* **Entries with page source code**:
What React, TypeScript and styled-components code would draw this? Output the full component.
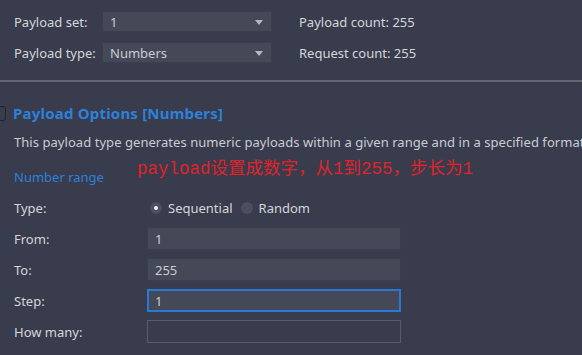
import styled, { createGlobalStyle } from "styled-components";

const GlobalStyle = createGlobalStyle`
  html, body {
    margin: 0;
    padding: 0;
    background: #383c4c;
  }
  body {
    font-family: "Noto Sans", "Open Sans", sans-serif;
    font-size: 13px;
    color: #d4d6da;
  }
`;

const Page = styled.div`
  position: relative;
  width: 582px;
  height: 355px;
  overflow: hidden;
  background: #383c4c;
`;

const TopGrid = styled.div`
  display: grid;
  grid-template-columns: 88px 170px auto;
  grid-auto-rows: 21px;
  row-gap: 10px;
  align-items: center;
  padding: 11px 0 0 14px;
`;

const Label = styled.span`
  color: #d4d6da;
  white-space: nowrap;
`;

const Count = styled.span`
  margin-left: 27px;
  color: #d4d6da;
  white-space: nowrap;
`;

const Select = styled.div`
  position: relative;
  height: 21px;
  background: #454957;
  border: 1px solid #3b3f4d;
  box-sizing: border-box;
  padding-left: 7px;
  display: flex;
  align-items: center;
  color: #c9ccd3;

  &::after {
    content: "";
    position: absolute;
    right: 8px;
    top: 8px;
    border-left: 4px solid transparent;
    border-right: 4px solid transparent;
    border-top: 5px solid #b4b8c2;
  }
`;

const Divider = styled.div`
  height: 2px;
  margin-top: 17px;
  background: #62666f;
`;

const Options = styled.section`
  padding: 20px 0 0 14px;
`;

const HeadingRow = styled.div`
  display: flex;
  align-items: center;
  height: 22px;
`;

const CollapseIcon = styled.span`
  width: 12px;
  height: 13px;
  margin-left: -22px;
  margin-right: 7px;
  border: 1.5px solid #202330;
  border-radius: 3px;
`;

const Heading = styled.h2`
  margin: 0;
  font-size: 15px;
  font-weight: 700;
  color: #2f80da;
  letter-spacing: 0.2px;
`;

const Description = styled.p`
  margin: 9px 0 0;
  line-height: 18px;
  white-space: nowrap;
  letter-spacing: 0.05px;
  color: #c9ccd2;
`;

const SubHeading = styled.h3`
  margin: 17px 0 0;
  line-height: 18px;
  font-size: 13px;
  font-weight: 400;
  color: #2f80da;
`;

const Annotation = styled.div`
  position: absolute;
  left: 137px;
  top: 158px;
  font-family: "Liberation Mono", "Noto Sans CJK SC", monospace;
  font-size: 17.5px;
  line-height: 22px;
  color: #e0222b;
  white-space: nowrap;
`;

const Form = styled.div`
  display: grid;
  grid-template-columns: 133px 254px;
  grid-auto-rows: 23px;
  row-gap: 8px;
  align-items: center;
  margin-top: 10px;
`;

const RadioGroup = styled.div`
  display: flex;
  align-items: center;
  margin-left: 3px;
`;

const Radio = styled.span<{ $checked?: boolean }>`
  position: relative;
  width: 12px;
  height: 12px;
  border-radius: 50%;
  background: #4b4f5e;
  margin-right: 6px;

  &::after {
    content: "";
    display: ${(p) => (p.$checked ? "block" : "none")};
    position: absolute;
    left: 4px;
    top: 4px;
    width: 4px;
    height: 4px;
    border-radius: 50%;
    background: #f2f2f2;
  }
`;

const RadioLabel = styled.span`
  margin-right: 8px;
  color: #d4d6da;
`;

const Input = styled.div<{ $focused?: boolean; $empty?: boolean }>`
  height: 23px;
  box-sizing: border-box;
  display: flex;
  align-items: center;
  color: #c9ccd3;
  background: ${(p) => (p.$empty ? "#383c4c" : "#454957")};
  border: ${(p) =>
    p.$focused
      ? "2px solid #2a78d6"
      : p.$empty
      ? "1px solid #5a5d68"
      : "1px solid #3b3f4d"};
  padding-left: ${(p) => (p.$focused ? "6px" : "7px")};
`;

export default function App() {
  return (
    <Page>
      <GlobalStyle />
      <TopGrid>
        <Label>Payload set:</Label>
        <Select>1</Select>
        <Count>Payload count: 255</Count>
        <Label>Payload type:</Label>
        <Select>Numbers</Select>
        <Count>Request count: 255</Count>
      </TopGrid>
      <Divider />
      <Options>
        <HeadingRow>
          <CollapseIcon />
          <Heading>Payload Options [Numbers]</Heading>
        </HeadingRow>
        <Description>
          This payload type generates numeric payloads within a given range and
          in a specified format.
        </Description>
        <SubHeading>Number range</SubHeading>
        <Form>
          <Label>Type:</Label>
          <RadioGroup>
            <Radio $checked />
            <RadioLabel>Sequential</RadioLabel>
            <Radio />
            <RadioLabel>Random</RadioLabel>
          </RadioGroup>
          <Label>From:</Label>
          <Input>1</Input>
          <Label>To:</Label>
          <Input>255</Input>
          <Label>Step:</Label>
          <Input $focused>1</Input>
          <Label>How many:</Label>
          <Input $empty />
        </Form>
      </Options>
      <Annotation>payload设置成数字，从1到255，步长为1</Annotation>
    </Page>
  );
}
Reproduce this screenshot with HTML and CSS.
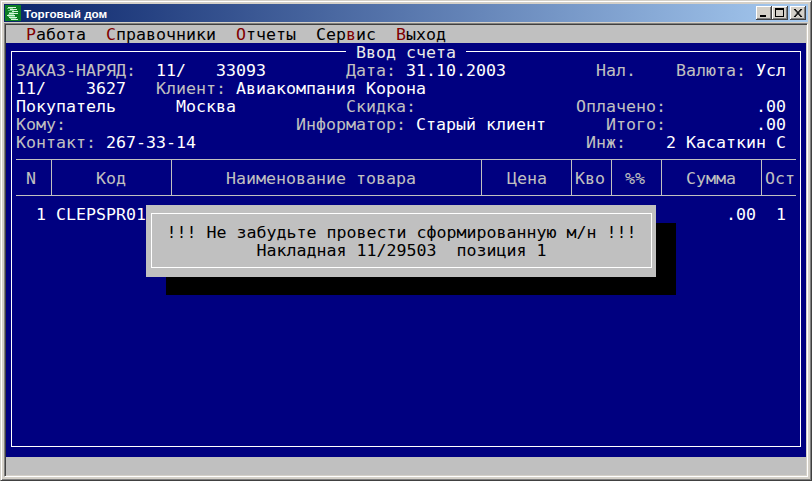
FILE: index.html
```html
<!DOCTYPE html>
<html lang="ru">
<head>
<meta charset="utf-8">
<title>Торговый дом</title>
<link rel="stylesheet" href="styles.css">
</head>
<body>
<div class="window">
  <div class="titlebar">
    <svg class="app-icon" width="16" height="16" viewBox="0 0 16 16"><rect width="16" height="16" fill="#0b7d22"/><path d="M3 2h8v1H3zM5 4h7v1H5zM7 6h6v1H7zM4 8h9v1H4zM2 10h8v1H2zM4 12h8v1H4zM6 14h7v1H6z" fill="#d8f5dc"/><path d="M2 3h6v1H2zM3 5h6v1H3zM4 7h5v1H4zM3 9h6v1H3zM3 11h7v1H3zM5 13h6v1H5z" fill="#63c478"/></svg>
    <span class="title-text">Торговый дом</span>
    <div class="caption-buttons">
      <span class="cap-btn"><svg width="16" height="14" viewBox="0 0 16 14"><rect x="4" y="9" width="6" height="2" fill="#000"/></svg></span>
      <span class="cap-btn"><svg width="16" height="14" viewBox="0 0 16 14"><path d="M3 2h9v9H3zM4 4v6h7V4z" fill="#000" fill-rule="evenodd"/></svg></span>
      <span class="cap-btn cap-close"><svg width="16" height="14" viewBox="0 0 16 14"><path d="M4 3l7 8M5 3l7 8M11 3l-7 8M12 3l-7 8" stroke="#000" stroke-width="1" fill="none"/></svg></span>
    </div>
  </div>
  <div class="client">
    <nav class="menu">
      <span><b>Р</b>абота</span>
      <span><b>С</b>правочники</span>
      <span><b>О</b>тчеты</span>
      <span>Сер<b>в</b>ис</span>
      <span><b>В</b>ыход</span>
    </nav>
    <main class="terminal">
      <section class="frame">
        <div class="frame-title"> Ввод счета </div>
        <div class="info">
          <div class="line"><i>ЗАКАЗ-НАРЯД:</i>  11/   33093        <i>Дата:</i> 31.10.2003         <i>Нал.</i>    <i>Валюта:</i> Усл</div>
          <div class="line">11/    3627   <i>Клиент:</i> Авиакомпания Корона</div>
          <div class="line">Покупатель      Москва           <i>Скидка:</i>                <i>Оплачено:</i>         .00</div>
          <div class="line"><i>Кому:</i>                       <i>Информатор:</i> Старый клиент      <i>Итого:</i>         .00</div>
          <div class="line"><i>Контакт:</i> 267-33-14                                       <i>Инж:</i>    2 Касаткин С</div>
        </div>
        <div class="table-head">
          <div class="th th-n">N</div>
          <div class="th th-code">Код</div>
          <div class="th th-name">Наименование товара</div>
          <div class="th th-price">Цена</div>
          <div class="th th-qty">Кво</div>
          <div class="th th-pct">%%</div>
          <div class="th th-sum">Сумма</div>
          <div class="th th-rest">Ост</div>
        </div>
        <div class="line table-row">  1 CLEPSPR01                                                          .00  1</div>
      </section>
      <div class="dialog">
        <div class="dialog-inner">
          <div class="line">!!! Не забудьте провести сформированную м/н !!!</div>
          <div class="line">Накладная 11/29503  позиция 1</div>
        </div>
      </div>
    </main>
    <div class="status"></div>
  </div>
</div>
</body>
</html>
```
FILE: styles.css
```css
* { box-sizing: border-box; }
html, body { margin: 0; height: 100%; overflow: hidden; }
body { background: #d4d0c8; }

.window {
  height: 100vh;
  display: flex;
  flex-direction: column;
  padding: 3px;
  border: 1px solid;
  border-color: #d4d0c8 #404040 #404040 #d4d0c8;
  box-shadow: inset 1px 1px 0 #fff, inset -1px -1px 0 #808080;
  background: #d4d0c8;
}

.titlebar {
  height: 18px;
  flex: none;
  display: flex;
  align-items: center;
  padding: 0 2px 0 1px;
  background: linear-gradient(90deg, #0a246a, #a6caf0);
  margin-bottom: 1px;
}
.app-icon { flex: none; margin-right: 3px; }
.title-text {
  font: bold 11.7px "Liberation Sans", sans-serif;
  color: #fff;
  white-space: nowrap;
}
.caption-buttons { margin-left: auto; display: flex; }
.cap-btn {
  width: 16px;
  height: 14px;
  display: block;
  background: #d4d0c8;
  box-shadow: inset -1px -1px 0 #404040, inset 1px 1px 0 #fff, inset -2px -2px 0 #808080;
}
.cap-btn svg { display: block; }
.cap-close { margin-left: 2px; }

.client {
  flex: 1;
  min-height: 0;
  display: flex;
  flex-direction: column;
  border: 1px solid #d4d0c8;
  border-top-color: #808080;
  border-left-color: #808080;
  border-right-color: #fff;
  border-bottom-color: #fff;
  padding: 1px;
  box-shadow: inset 1px 1px 0 #404040, inset -1px -1px 0 #d4d0c8;
  font: 16.61px/20px "DejaVu Sans Mono", monospace;
}

.menu {
  flex: none;
  height: 18px;
  display: flex;
  gap: 20px;
  padding-left: 20px;
  background: #c0c0c0;
  color: #000;
  white-space: pre;
}
.menu b { font-weight: normal; color: #800000; }

.terminal {
  flex: 1;
  min-height: 0;
  position: relative;
  background: #000080;
  color: #fff;
  padding: 8px 5px 10px;
}

.frame {
  position: relative;
  height: 100%;
  border: 1px solid #fff;
  padding: 9px 4px 0;
}
.frame-title {
  position: absolute;
  top: -8px;
  left: 334px;
  height: 17px;
  line-height: 18px;
  background: #000080;
  color: #e8e8e8;
  white-space: pre;
}

.line { white-space: pre; height: 18px; }
.line i { font-style: normal; color: #c0c0c0; }

.table-head {
  display: grid;
  grid-template-columns: 36px 120px 310px 90px 40px 50px 100px 35px;
  margin-top: 8px;
  border-top: 1px solid #c0c0c0;
  border-bottom: 1px solid #c0c0c0;
  height: 37px;
  color: #c0c0c0;
}
.th {
  padding-top: 9px;
  border-right: 1px solid #c0c0c0;
  white-space: pre;
}
.th-rest { border-right: 0; }
.th-n { padding-left: 10px; }
.th-code { padding-left: 44px; }
.th-name { padding-left: 54px; }
.th-price { padding-left: 25px; }
.th-qty { padding-left: 3px; }
.th-pct { padding-left: 13px; }
.th-sum { padding-left: 24px; }
.th-rest { padding-left: 3px; }

.table-row { margin-top: 9px; }

.dialog {
  position: absolute;
  left: 140px;
  top: 162px;
  width: 510px;
  height: 72px;
  padding: 8px 4px 9px 5px;
  background: #c0c0c0;
  color: #000;
  box-shadow: 20px 18px 0 #000;
}
.dialog-inner {
  height: 100%;
  border: 1px solid #fff;
  padding-top: 9px;
  display: flex;
  flex-direction: column;
  align-items: center;
}

.status { flex: none; height: 18px; background: #c0c0c0; }
```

* **Given request**: Each line holding the word "components" counts once; report the total and nothing else.

* **Output**: 2